La pregunta es, entonces, ¿qué hacer cuando las medidas institucionales no son suficientes? El movimiento feminista quizá tenga la respuesta. Son numerosas las propuestas que las colectivas feministas jóvenes, el movimiento feminista afro y el feminismo indígena han formulado para mitigar el riesgo y la ocurrencia de violencias basadas en género. Desde la autodefensa feminista, hasta las iniciativas de cuidado colectivo, pasando por las cadenas de llamadas y el performance, el movimiento de mujeres ha notado —en sus cuerpos— la urgencia de hacer frente a una realidad que se agrava día tras día. Son famosas las iniciativas de profunda resistencia de las mujeres zapatistas en México o de las organizaciones de mujeres desplazadas del Cauca. Es por eso que, sin cooptar las iniciativas autónomas, los gobiernos deberían escuchar más atentamente a las organizaciones de mujeres, en particular a las de base, y aprender de sus propuestas de mitigación de la violencia no solo a la hora de diseñar políticas, sino también sobre cómo evaluarlas y replicarlas en diversos territorios. Solo así, parafraseando a bell hooks, las mujeres podremos derrotar el miedo que nos aliena y nos separa y buscar mecanismos para encontrarnos y conectarnos en las ciudades; reapoderándonos de ellas.

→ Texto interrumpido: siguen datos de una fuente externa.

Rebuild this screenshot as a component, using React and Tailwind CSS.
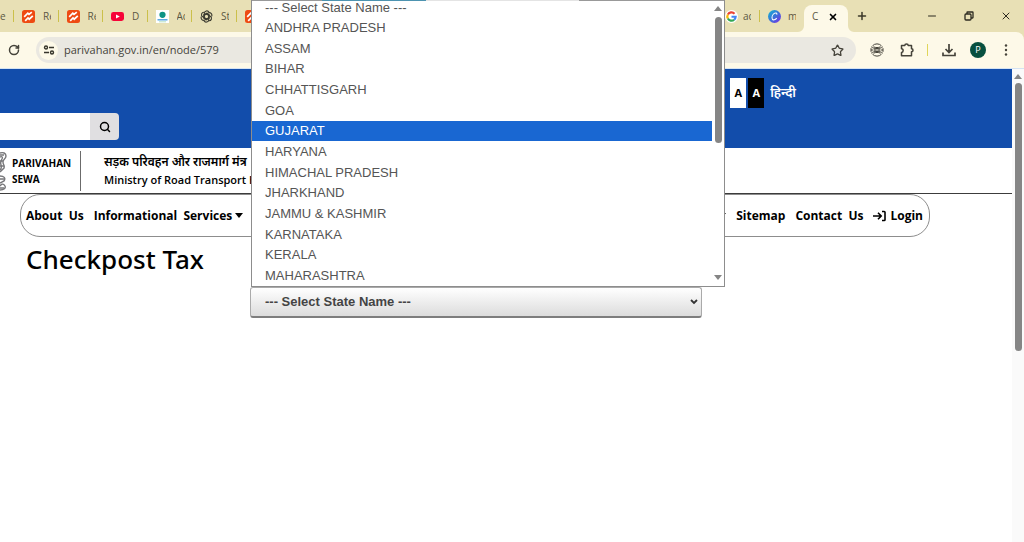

El doloroso caso de Hillary Castro fue una muestra del trabajo que tiene por hacer la institucionalidad, pero también evidenció el poder del movimiento de mujeres en Bogotá, precisamente desde su ocupación del espacio público. A solo unos días de que sucediera el hecho, la Fiscalía capturó al agresor (que fue asesinado bajo custodia de las autoridades, pero esa es otra historia). Lo relevante aquí es que fueron las mujeres, particularmente las jóvenes, quienes salieron a las calles a gritar a voz en cuello que lo que sucedió era inaceptable y lograron que un caso que habría tardado meses, quizás años, en ser atendido, tuviera resolución —al menos inicialmente— en unas pocas horas. Es decir, es en las ciudades donde está sucediendo la transformación y es el movimiento feminista el que, a fuerza de gritos y pintadas, está demostrando que ya ocupamos el espacio público, que no nos iremos de él y que deben darse las garantías para que lo vivamos en su totalidad.
A solo unos días de un nuevo #25N y nuevas jornadas de toma de las calles, sigue siendo necesario que hablemos sobre las violencias, cómo siguen siendo naturalizadas y cómo afectan nuestra forma de vivir la ciudad. El Gobierno Petro se enfrenta a un reto enorme. Aunque, en principio, parece estar asumiendo con seriedad la alarmante situación de inseguridad de las mujeres con propuestas específicas, es importante que no deje de lado la visión del movimiento feminista y de mujeres que, en este país de tantas guerras y miedos, lleva décadas de resistencia y aprendizajes.
El país solo podrá estar en paz total cuando las mujeres en el barrio, la casa, la calle y el taxi se sientan seguras y tranquilas. Porque la paz con las mujeres no se trata solamente de no ser violentadas, se trata de sentir que pertenecemos a las ciudades que habitamos sin restricción alguna de edad, clase social, nacionalidad, condición migratoria, orientación o identidad sexual. El derecho a la ciudad es un derecho humano y también lo es la posibilidad de vivir tranquilas y libres de todo tipo de violencias.